The tax would introduce a host of issues and add unnecessary complexity to an already convoluted tax code. It would even go as far as hurting retiree benefits.

A corporation’s book income differs from its taxable income:

  • Book income follows the Generally Accepted Accounting Principles (GAAP) developed by an independent nonprofit known as the Financial Accounting Standards Board (FASB), while taxable income is defined by the Internal Revenue Code.
  • The former is used to provide shareholders and investors with information regarding a company’s financial position, while the latter is used to determine its tax liability.

President Joe Biden and proponents of the alternative minimum tax argue that some corporations pay little to no taxes in any given year yet report profits to shareholders and investors in their financial statements. The president has called this “fundamentally unfair.”
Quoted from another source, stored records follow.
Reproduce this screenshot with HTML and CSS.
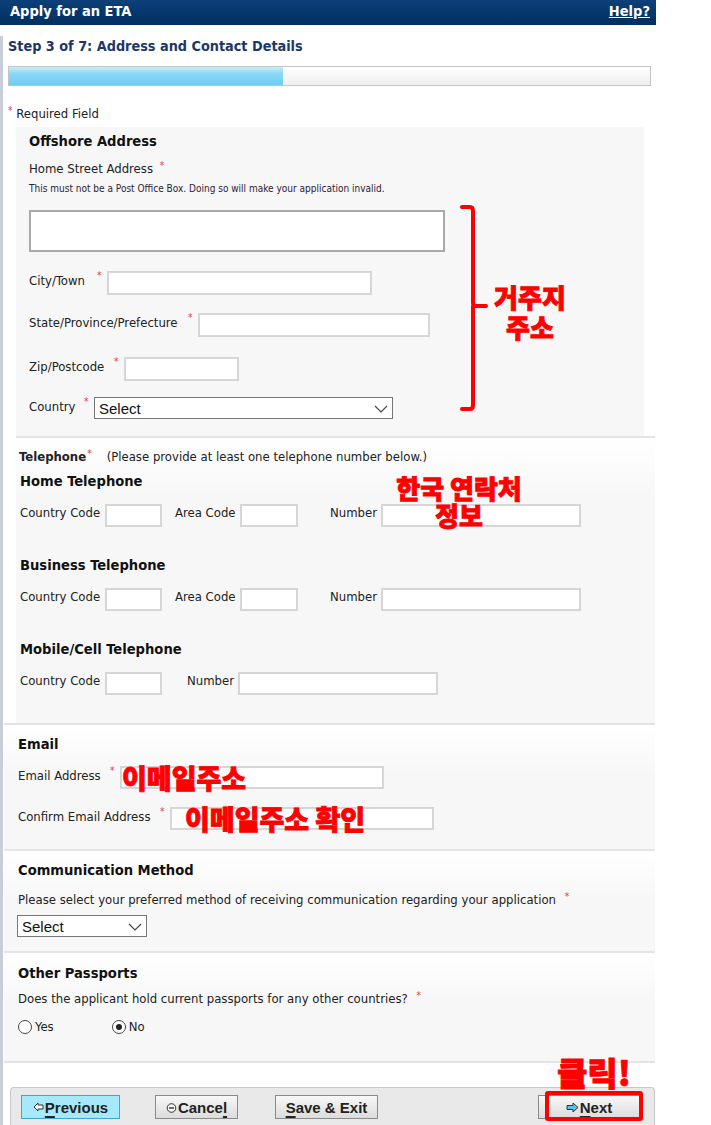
FILE: index.html
```html
<!DOCTYPE html>
<html lang="en">
<head>
  <meta charset="UTF-8">
  <meta name="viewport" content="width=device-width, initial-scale=1.0">
  <title>Apply for an ETA</title>
  <link rel="stylesheet" href="styles.css">
</head>
<body>

  <div class="topbar">
    <span class="topbar-title">Apply for an ETA</span>
    <a class="help" href="#">Help?</a>
  </div>

  <div class="main">
    <h1 class="step-title">Step 3 of 7: Address and Contact Details</h1>
    <div class="progress"><div class="progress-fill"></div></div>

    <p class="required-note"><span class="req">*</span> Required Field</p>

    <!-- Offshore address -->
    <div class="section offshore">
      <h3>Offshore Address</h3>
      <div class="label-line">Home Street Address <span class="req">*</span></div>
      <p class="hint">This must not be a Post Office Box. Doing so will make your application invalid.</p>
      <textarea class="street"></textarea>

      <div class="field-row row-city">
        <label class="lbl-city" for="city">City/Town</label><span class="req">*</span>
        <input type="text" id="city" class="in-city">
      </div>
      <div class="field-row row-state">
        <label class="lbl-state" for="state">State/Province/Prefecture</label><span class="req">*</span>
        <input type="text" id="state" class="in-state">
      </div>
      <div class="field-row row-zip">
        <label class="lbl-zip" for="zip">Zip/Postcode</label><span class="req">*</span>
        <input type="text" id="zip" class="in-zip">
      </div>
      <div class="field-row row-country">
        <label class="lbl-country" for="country">Country</label><span class="req">*</span>
        <span class="select-wrap sel-country">
          <select id="country"><option>Select</option></select>
          <svg class="chevron" width="14" height="8" viewBox="0 0 14 8"><path d="M1 1 L7 7 L13 1" fill="none" stroke="#444" stroke-width="1.2"/></svg>
        </span>
      </div>

      <!-- annotation -->
      <svg class="bracket" width="30" height="208" viewBox="0 0 30 208">
        <path d="M2 2 H10 Q13 2 13 6 V98 Q13 101 16 101 H26 M13 101 V200 Q13 204 10 204 H2" fill="none" stroke="#ff0000" stroke-width="4" stroke-linecap="round" stroke-linejoin="round"/>
      </svg>
      <div class="note note-home">거주지<br>주소</div>
    </div>

    <!-- Telephone -->
    <div class="section telephone">
      <div class="tel-intro"><b>Telephone</b><span class="req req-tight">*</span><span class="tel-hint">(Please provide at least one telephone number below.)</span></div>

      <h3 class="tel-head">Home Telephone</h3>
      <div class="tel-row">
        <label class="tl-country">Country Code</label><input type="text" class="in-cc">
        <label class="tl-area">Area Code</label><input type="text" class="in-area">
        <label class="tl-number">Number</label><input type="text" class="in-number">
      </div>

      <h3 class="tel-head tel-head-gap">Business Telephone</h3>
      <div class="tel-row">
        <label class="tl-country">Country Code</label><input type="text" class="in-cc">
        <label class="tl-area">Area Code</label><input type="text" class="in-area">
        <label class="tl-number">Number</label><input type="text" class="in-number">
      </div>

      <h3 class="tel-head tel-head-gap">Mobile/Cell Telephone</h3>
      <div class="tel-row">
        <label class="tl-country">Country Code</label><input type="text" class="in-cc">
        <label class="tl-number tl-mobile">Number</label><input type="text" class="in-number">
      </div>

      <div class="note note-phone">한국 연락처<br>정보</div>
    </div>

    <!-- Email -->
    <div class="section wide email">
      <h3>Email</h3>
      <div class="field-row row-email">
        <label class="lbl-email">Email Address</label><span class="req">*</span>
        <span class="input-wrap">
          <input type="text" class="in-email">
          <span class="note note-input">이메일주소</span>
        </span>
      </div>
      <div class="field-row row-confirm">
        <label class="lbl-confirm">Confirm Email Address</label><span class="req">*</span>
        <span class="input-wrap">
          <input type="text" class="in-email">
          <span class="note note-input note-confirm">이메일주소 확인</span>
        </span>
      </div>
    </div>

    <!-- Communication -->
    <div class="section wide communication">
      <h3>Communication Method</h3>
      <p class="question">Please select your preferred method of receiving communication regarding your application <span class="req">*</span></p>
      <span class="select-wrap sel-method">
        <select><option>Select</option></select>
        <svg class="chevron" width="14" height="8" viewBox="0 0 14 8"><path d="M1 1 L7 7 L13 1" fill="none" stroke="#444" stroke-width="1.2"/></svg>
      </span>
    </div>

    <!-- Other passports -->
    <div class="section wide passports">
      <h3>Other Passports</h3>
      <p class="question">Does the applicant hold current passports for any other countries? <span class="req">*</span></p>
      <div class="radio-row">
        <span class="radio"></span><span class="radio-text">Yes</span>
        <span class="radio checked radio-no"></span><span class="radio-text">No</span>
      </div>
    </div>
    <div class="end-line"></div>

    <!-- Buttons -->
    <div class="button-bar">
      <button type="button" class="btn btn-prev">
        <svg width="11" height="10" viewBox="0 0 11 10"><path d="M1 5 L5 1 V3 H10 V7 H5 V9 Z" fill="#fff" stroke="#333" stroke-width="1"/></svg>
        <span><u>P</u>revious</span>
      </button>
      <button type="button" class="btn btn-cancel">
        <svg width="11" height="11" viewBox="0 0 11 11"><circle cx="5.5" cy="6" r="4.3" fill="#f4f4f4" stroke="#333" stroke-width="1"/><path d="M3 6 H8" stroke="#333" stroke-width="1.4"/></svg>
        <span>Cance<u>l</u></span>
      </button>
      <button type="button" class="btn btn-save"><span><u>S</u>ave &amp; Exit</span></button>
      <button type="button" class="btn btn-next">
        <svg width="13" height="11" viewBox="0 0 13 11"><path d="M12 5.5 L7 1 V3.5 H1 V7.5 H7 V10 Z" fill="#56c4f0" stroke="#333" stroke-width="1"/></svg>
        <span><u>N</u>ext</span>
      </button>

      <div class="next-mark"></div>
      <div class="note note-click">클릭!</div>
    </div>
  </div>

</body>
</html>
```

FILE: styles.css
```css
* {
  box-sizing: border-box;
  margin: 0;
  padding: 0;
}
body {
  font-family: "DejaVu Sans Condensed", "DejaVu Sans", sans-serif;
  font-stretch: condensed;
  font-size: 13px;
  color: #222;
  background-color: #fff;
}
h3 {
  font-size: 14.6px;
  line-height: 18px;
  color: #111;
}
.req {
  color: #e23b3b;
  font-size: 10px;
  line-height: 10px;
  align-self: flex-start;
}

/* Header */
.topbar {
  width: 656px;
  height: 25px;
  background: linear-gradient(#0d4079, #002e5f);
  color: #fff;
  display: flex;
  justify-content: space-between;
  align-items: center;
  padding: 0 6px 4px 10px;
  font-size: 14.5px;
  font-weight: bold;
}
.help {
  color: #fff;
}
.main {
  width: 656px;
  border-left: 3px solid #c8cdd7;
}
.step-title {
  font-size: 14.3px;
  line-height: 20px;
  color: #1d3767;
  margin: 11px 0 0 5px;
}
.progress {
  margin: 10px 0 0 5px;
  width: 643px;
  height: 20px;
  border: 1px solid #c4c4c4;
  background: linear-gradient(#fff, #eee);
}
.progress-fill {
  width: 274px;
  height: 100%;
  background: linear-gradient(#c8eefc 0, #8cd9f6 35%, #6ccdf3 100%);
}
.required-note {
  margin: 20px 0 0 5px;
  line-height: 16px;
}
.required-note .req {
  vertical-align: top;
}

/* Sections */
.section {
  position: relative;
}
.offshore {
  margin: 5px 0 0 13px;
  width: 628px;
  height: 309px;
  background-color: #f7f7f7;
  padding: 5px 0 0 13px;
}
.label-line {
  margin-top: 11px;
  line-height: 16px;
}
.label-line .req {
  vertical-align: top;
  margin-left: 3px;
}
.hint {
  margin-top: 5px;
  font-size: 10px;
  line-height: 14px;
  color: #2d2133;
}
.street {
  display: block;
  margin-top: 14px;
  width: 416px;
  height: 42px;
  border: 2px solid #a9a9a9;
  background: #fff;
  resize: none;
}
.field-row {
  display: flex;
  align-items: flex-start;
}
.field-row label {
  line-height: 16px;
  margin-top: 2px;
}
.field-row .req {
  width: 10px;
  margin-top: 0;
}
input {
  height: 24px;
  border: 2px solid #d6d6d6;
  background: #fff;
}
.row-city { margin-top: 19px; }
.row-state { margin-top: 18px; }
.row-zip { margin-top: 20px; }
.row-country { margin-top: 16px; }
.lbl-city { width: 68px; }
.lbl-state { width: 159px; }
.lbl-zip { width: 85px; }
.lbl-country { width: 55px; }
.in-city { width: 265px; }
.in-state { width: 232px; }
.in-zip { width: 115px; }

.select-wrap {
  position: relative;
  display: inline-block;
}
.select-wrap select {
  appearance: none;
  -webkit-appearance: none;
  display: block;
  width: 100%;
  height: 22px;
  border: 1px solid #767676;
  border-radius: 0;
  background: #fff;
  font-family: "Liberation Sans", Arial, sans-serif;
  font-size: 15px;
  color: #111;
  padding: 0 4px;
}
.chevron {
  position: absolute;
  right: 5px;
  top: 8px;
}
.sel-country { width: 299px; }
.sel-method {
  width: 130px;
  margin-top: 7px;
}

/* Red annotations */
.note {
  position: absolute;
  color: #ff0000;
  font-family: "Noto Sans CJK KR", sans-serif;
  font-weight: 900;
  -webkit-text-stroke: 0.9px #ff0000;
  text-align: center;
  white-space: nowrap;
}
.bracket {
  position: absolute;
  left: 444px;
  top: 78px;
}
.note-home {
  left: 459px;
  top: 155px;
  width: 110px;
  font-size: 26px;
  line-height: 30px;
}
.note-phone {
  left: 368px;
  top: 36px;
  width: 150px;
  font-size: 26px;
  line-height: 27px;
}

/* Telephone */
.telephone {
  margin-left: 13px;
  width: 639px;
  border-top: 2px solid #e4e4e4;
  background: linear-gradient(#fff, #f7f7f7 60px);
  padding: 11px 0 28px 3px;
}
.tel-intro {
  line-height: 16px;
}
.tel-intro b {
  font-size: 13px;
}
.req-tight {
  vertical-align: top;
  margin-left: 1px;
}
.tel-hint {
  margin-left: 15px;
}
.tel-head {
  margin: 7px 0 0 1px;
}
.tel-head-gap {
  margin-top: 29px;
}
.tel-row {
  display: flex;
  align-items: flex-start;
  margin: 14px 0 0 1px;
}
.tel-row label {
  line-height: 16px;
  margin-top: 1px;
}
.tel-row input {
  height: 23px;
}
.tl-country { width: 85px; }
.tl-area { width: 65px; margin-left: 13px; }
.tl-number { width: 51px; margin-left: 32px; }
.tl-mobile { margin-left: 25px; }
.in-cc { width: 57px; }
.in-area { width: 58px; }
.in-number { width: 200px; }

/* Wide sections */
.wide {
  margin-left: 1px;
  width: 651px;
  border-top: 2px solid #e4e4e4;
  background: linear-gradient(#fff, #f7f7f7 50px);
  padding-left: 14px;
}
.email {
  padding-top: 10px;
  padding-bottom: 19px;
}
.row-email { margin-top: 13px; }
.row-confirm { margin-top: 18px; }
.lbl-email { width: 92px; }
.lbl-confirm { width: 142px; }
.in-email {
  width: 264px;
  height: 23px;
}
.input-wrap {
  position: relative;
  display: inline-block;
}
.note-input {
  left: 2px;
  top: -3px;
  font-size: 27px;
  line-height: 29px;
  text-align: left;
}
.note-confirm {
  left: 15px;
}
.communication {
  padding-top: 10px;
  padding-bottom: 14px;
}
.communication .question {
  margin-top: 13px;
}
.question {
  line-height: 16px;
}
.question .req {
  vertical-align: top;
  margin-left: 5px;
}
.sel-method {
  margin-left: -1px;
}
.passports {
  padding-top: 11px;
  padding-bottom: 26px;
}
.passports .question {
  margin-top: 9px;
}
.radio-row {
  display: flex;
  align-items: center;
  margin-top: 12px;
  line-height: 16px;
}
.radio {
  width: 14px;
  height: 14px;
  border: 1px solid #444;
  border-radius: 50%;
  background: #fff;
  display: inline-flex;
  align-items: center;
  justify-content: center;
}
.radio.checked::after {
  content: "";
  width: 6px;
  height: 6px;
  border-radius: 50%;
  background: #222;
}
.radio-text {
  margin-left: 3px;
}
.radio-no {
  margin-left: 58px;
}
.end-line {
  margin-left: 1px;
  width: 651px;
  border-top: 2px solid #e4e4e4;
}

/* Buttons */
.button-bar {
  position: relative;
  margin: 24px 0 0 7px;
  width: 645px;
  border: 1px solid #c9c9c9;
  border-bottom: none;
  border-radius: 4px 4px 0 0;
  background-color: #e9e9e9;
  display: flex;
  align-items: center;
  padding: 7px 14px 10px 10px;
}
.btn {
  height: 24px;
  border: 1px solid #8a8a8a;
  background: linear-gradient(#f8f8f8, #dcdcdc);
  font-family: "Liberation Sans", Arial, sans-serif;
  font-size: 15px;
  font-weight: bold;
  color: #222;
  display: flex;
  align-items: center;
  justify-content: center;
  gap: 1px;
}
.btn u {
  text-decoration-thickness: 2px;
  text-underline-offset: 3px;
}
.btn-prev {
  width: 99px;
  background: #a6e9fb;
  border-color: #3aa8d6;
}
.btn-cancel {
  width: 83px;
  margin-left: 35px;
}
.btn-save {
  width: 103px;
  margin-left: 37px;
}
.btn-next {
  width: 102px;
  margin-left: auto;
}
.next-mark {
  position: absolute;
  left: 534px;
  top: 3px;
  width: 98px;
  height: 30px;
  border: 4px solid #ff0000;
  border-radius: 3px;
}
.note-click {
  left: 546px;
  top: -33px;
  font-size: 33px;
  line-height: 34px;
}
```
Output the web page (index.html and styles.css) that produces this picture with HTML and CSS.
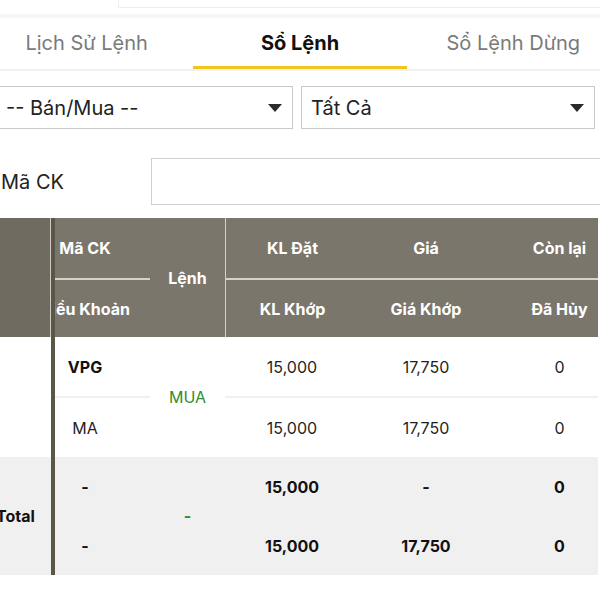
FILE: index.html
```html
<!DOCTYPE html>
<html lang="vi">
<head>
    <meta charset="UTF-8">
    <meta name="viewport" content="width=device-width, initial-scale=1.0">
    <title>Sổ Lệnh</title>
    <link rel="stylesheet" href="styles.css">
</head>
<body>
<div class="page">
    <div class="topbar"><div class="topbox"></div></div>

    <nav class="tabs">
        <a class="tab">Lịch Sử Lệnh</a>
        <a class="tab active">Sổ Lệnh</a>
        <a class="tab">Sổ Lệnh Dừng</a>
    </nav>

    <div class="filters">
        <div class="select">-- Bán/Mua --<span class="caret"></span></div>
        <div class="select">Tất Cả<span class="caret"></span></div>
    </div>

    <div class="search">
        <label for="symbol">Mã CK</label>
        <input type="text" id="symbol">
    </div>

    <div class="orders">
        <!-- frozen first column -->
        <div class="frozen">
            <div class="frozen-head"></div>
            <div class="frozen-body"></div>
            <div class="frozen-total">Total</div>
        </div>

        <table class="grid">
            <colgroup>
                <col class="c-code">
                <col class="c-side">
                <col class="c-qty">
                <col class="c-price">
                <col class="c-left">
            </colgroup>
            <thead>
                <tr class="h1">
                    <th>Mã CK</th>
                    <th rowspan="2" class="side">Lệnh</th>
                    <th class="first">KL Đặt</th>
                    <th>Giá</th>
                    <th class="last">Còn lại</th>
                </tr>
                <tr class="h2">
                    <th>Điều Khoản</th>
                    <th class="first">KL Khớp</th>
                    <th>Giá Khớp</th>
                    <th class="last">Đã Hủy</th>
                </tr>
            </thead>
            <tbody>
                <tr class="r1">
                    <td class="code">VPG</td>
                    <td rowspan="2" class="side buy">MUA</td>
                    <td>15,000</td>
                    <td>17,750</td>
                    <td class="last">0</td>
                </tr>
                <tr class="r2">
                    <td>MA</td>
                    <td>15,000</td>
                    <td>17,750</td>
                    <td class="last">0</td>
                </tr>
                <tr class="t1">
                    <td>-</td>
                    <td rowspan="2" class="side buy">-</td>
                    <td>15,000</td>
                    <td>-</td>
                    <td class="last">0</td>
                </tr>
                <tr class="t2">
                    <td>-</td>
                    <td>15,000</td>
                    <td>17,750</td>
                    <td class="last">0</td>
                </tr>
            </tbody>
        </table>
    </div>
</div>
</body>
</html>
```

FILE: styles.css
```css
body {
    margin: 0;
    padding: 0;
    font-family: Inter, "Liberation Sans", sans-serif;
    color: #1f1f1f;
    background-color: white;
    overflow: hidden;
}
.page {
    width: 640px;
    margin-left: -20px;
}
.topbar {
    height: 14px;
    padding-left: 138px;
    border-bottom: 4px solid #f5f5f5;
}
.topbox {
    height: 7px;
    border-left: 1px solid #eeeeee;
    border-bottom: 1px solid #eeeeee;
}
.tabs {
    display: grid;
    grid-template-columns: repeat(3, 1fr);
    border-bottom: 2px solid #f1f1f1;
}
.tab {
    height: 51px;
    display: flex;
    align-items: center;
    justify-content: center;
    font-size: 20px;
    color: #7a7a7a;
    border-bottom: 3px solid transparent;
    box-sizing: border-box;
    padding-top: 1px;
}
.tab.active {
    color: #111;
    font-weight: bold;
    border-bottom-color: #f4c51c;
}
.filters {
    display: flex;
    gap: 8px;
    padding: 15px 0 0 19px;
}
.select {
    width: 294px;
    height: 43px;
    box-sizing: border-box;
    border: 1px solid #c9c9c9;
    display: flex;
    align-items: center;
    justify-content: space-between;
    padding: 0 10px 0 6px;
    font-size: 20px;
    color: #222;
}
.caret {
    width: 0;
    height: 0;
    border-left: 7px solid transparent;
    border-right: 7px solid transparent;
    border-top: 8px solid #2b2b2b;
}
.filters .select + .select {
    padding-left: 9px;
}
.search {
    display: flex;
    align-items: center;
    padding: 29px 0 0 21px;
}
.search label {
    width: 150px;
    font-size: 20px;
    color: #222;
}
.search input {
    width: 460px;
    height: 47px;
    box-sizing: border-box;
    border: 1px solid #cfcfcf;
    margin: 0;
}
.orders {
    position: relative;
    margin-top: 13px;
    padding-left: 40px;
}
.frozen {
    position: absolute;
    left: 0;
    top: 0;
    width: 71px;
    display: flex;
    flex-direction: column;
    border-right: 4px solid #5c5649;
    z-index: 1;
}
.frozen-head {
    height: 119px;
    background-color: #706b61;
    border-right: 1px solid #cfcac1;
}
.frozen-body {
    height: 120px;
    background-color: white;
}
.frozen-total {
    height: 118px;
    background-color: #f0f0f0;
    display: flex;
    align-items: center;
    justify-content: center;
    font-size: 16px;
    font-weight: bold;
    color: #111;
}
.grid {
    table-layout: fixed;
    border-collapse: separate;
    border-spacing: 0;
    width: 578px;
    font-size: 16px;
}
.c-code { width: 130px; }
.c-side { width: 75px; }
.c-qty { width: 134px; }
.c-price { width: 134px; }
.c-left { width: 105px; }
.grid th,
.grid td {
    padding: 0;
    text-align: center;
    vertical-align: middle;
    white-space: nowrap;
}
.grid th {
    background-color: #7b766c;
    color: white;
    font-weight: bold;
}
.grid th.first {
    border-left: 1px solid #d6d2ca;
}
.grid .last {
    padding-left: 28px;
}
.grid tr.h1 th {
    height: 60px;
    border-bottom: 2px solid #d6d2ca;
}
.grid tr.h1 th.side {
    border-bottom: none;
}
.grid tr.h2 th {
    height: 57px;
}
.grid tr.r1 td {
    height: 59px;
    border-bottom: 2px solid #f0f0f0;
}
.grid tr.r1 td.side {
    border-bottom: none;
}
.grid tr.r2 td {
    height: 59px;
}
.grid tr.t1 td,
.grid tr.t2 td {
    height: 59px;
    background-color: #f0f0f0;
    font-weight: bold;
    color: #111;
}
.grid td.code {
    font-weight: bold;
    color: #111;
}
.grid tr td.buy {
    color: #2f8f2f;
}
.grid tr.t1 td.buy {
    color: #2f8f2f;
}
```
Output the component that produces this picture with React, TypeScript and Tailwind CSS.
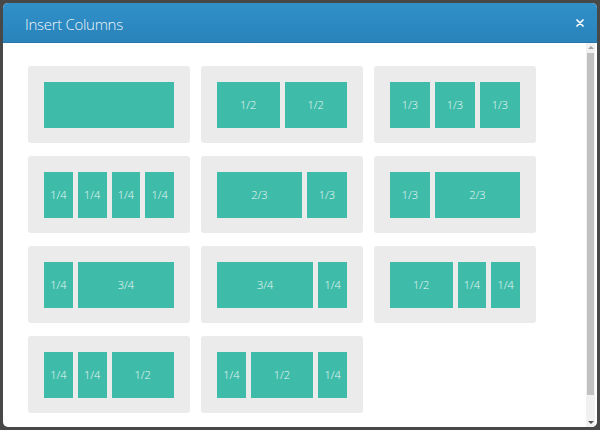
import React from 'react';

type Frac = '1' | '1/2' | '1/3' | '2/3' | '1/4' | '3/4';

// widths follow (fraction * 135px) - 5px gutter
const WIDTH: Record<Frac, string> = {
  '1': 'w-[130px]',
  '1/2': 'w-[62.5px]',
  '1/3': 'w-[40px]',
  '2/3': 'w-[85px]',
  '1/4': 'w-[28.75px]',
  '3/4': 'w-[96.25px]',
};

const LAYOUTS: Frac[][] = [
  ['1'],
  ['1/2', '1/2'],
  ['1/3', '1/3', '1/3'],
  ['1/4', '1/4', '1/4', '1/4'],
  ['2/3', '1/3'],
  ['1/3', '2/3'],
  ['1/4', '3/4'],
  ['3/4', '1/4'],
  ['1/2', '1/4', '1/4'],
  ['1/4', '1/4', '1/2'],
  ['1/4', '1/2', '1/4'],
];

function LayoutCard({ cols }: { cols: Frac[] }) {
  return (
    <button className="w-[162px] h-[77px] bg-[#ebebeb] rounded-[3px] pl-4 pt-4 flex items-start cursor-pointer">
      <div className="flex gap-[5px]">
        {cols.map((c, i) => (
          <div
            key={i}
            className={`${WIDTH[c]} h-[46px] bg-[#3fbba9] flex items-center justify-center text-[11px] font-light text-white/90`}
          >
            {c === '1' ? '' : c}
          </div>
        ))}
      </div>
    </button>
  );
}

export default function App() {
  return (
    <div
      className="w-[600px] h-[430px] bg-[#484848] p-[3px] overflow-hidden"
      style={{ fontFamily: '"Open Sans", "Noto Sans", sans-serif' }}
    >
      <div className="h-full flex flex-col rounded-[5px] overflow-hidden bg-white">
        {/* Header */}
        <div className="h-[40px] shrink-0 flex items-center justify-between pl-[22px] pr-[13px] pt-[3px] bg-gradient-to-b from-[#3090c8] to-[#2a83bb] border-b border-[#2776aa]">
          <span className="text-[15px] font-light text-white/95 tracking-[-0.3px]">Insert Columns</span>
          <svg width="8" height="8" viewBox="0 0 8 8" className="-mt-[3px]">
            <path d="M1 1L7 7M7 1L1 7" stroke="white" strokeWidth="1.7" strokeLinecap="round" />
          </svg>
        </div>

        {/* Body */}
        <div className="flex-1 flex min-h-0">
          <div className="flex-1 pl-[25px] pt-[23px]">
            <div className="grid grid-cols-[162px_162px_162px] gap-x-[11px] gap-y-[13px]">
              {LAYOUTS.map((cols, i) => (
                <LayoutCard key={i} cols={cols} />
              ))}
            </div>
          </div>

          {/* Scrollbar */}
          <div className="w-[9px] mr-[2px] bg-[#f1f1f1] flex flex-col items-center">
            <div className="h-[9px] flex items-center justify-center">
              <div className="w-0 h-0 border-l-[3px] border-r-[3px] border-b-[3px] border-l-transparent border-r-transparent border-b-[#a3a3a3]" />
            </div>
            <div className="w-[7px] h-[342px] bg-[#c1c1c1] mt-[1px]" />
            <div className="flex-1" />
            <div className="h-[9px] flex items-center justify-center">
              <div className="w-0 h-0 border-l-[3px] border-r-[3px] border-t-[3px] border-l-transparent border-r-transparent border-t-[#505050]" />
            </div>
          </div>
        </div>
      </div>
    </div>
  );
}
However, the corporations in question often reduce its taxes by utilizing various credits and deductions. A few of these include deductions for capital investments and net operating loss carryforwards.

Gordon Gray from American Action Forum argues,

“The reasons why the “offending” firms in any given year have no tax liability is because these entities were engaged in the very activities that Congress chose to subsidize.”

The effects of an alternative minimum tax on book income would be far reaching.

One unintended consequence, as Cato Institute’s Chris Edwards points out, would be undue political pressure on FASB to change the GAAP to accord with whatever policy goals are desired by lawmakers.

In a letter to Congress, over 260 accounting and tax scholars spoke to many of the same issues with taxing book income, such as the politicization of FASB, a more complex tax code, and worse financial accounting standards and reporting:

“Rather than risk the degradation of the FASB, lower quality financial reporting by firms, less efficient capital markets, and a needlessly complicated tax system, it would be cleaner and simpler to just fix the tax code if there are perceived problems with the tax system.”

Another bystander affected by a 15 percent alternative minimum tax would be pension plans. The American Benefits Council says the new tax would “have a devastating impact” on retirement plans.

For example, companies would potentially face taxes on pension plan earnings without actual access to those earnings, lose deductions for contributions to pension plans, and have more reason to either terminate or freeze pension plans. Stakeholders are already lobbying to “fix” how the new tax would change the way they do business.

The damage likely doesn’t end there.

More industries would be hurt and companies would face new burdens and costs such as a higher tax burden on investment as a result of the new tax. Similar proposals have been tried and failed. Why continue to beat a dead horse?

Congress should avoid enacting an additional tax on corporations that would do more harm than good.

Instead, lawmakers should seek reforms to the tax code that make it simpler, fairer, and more transparent.

Like many of the tax proposals currently before Congress, an alternative minimum tax on book income fails that test.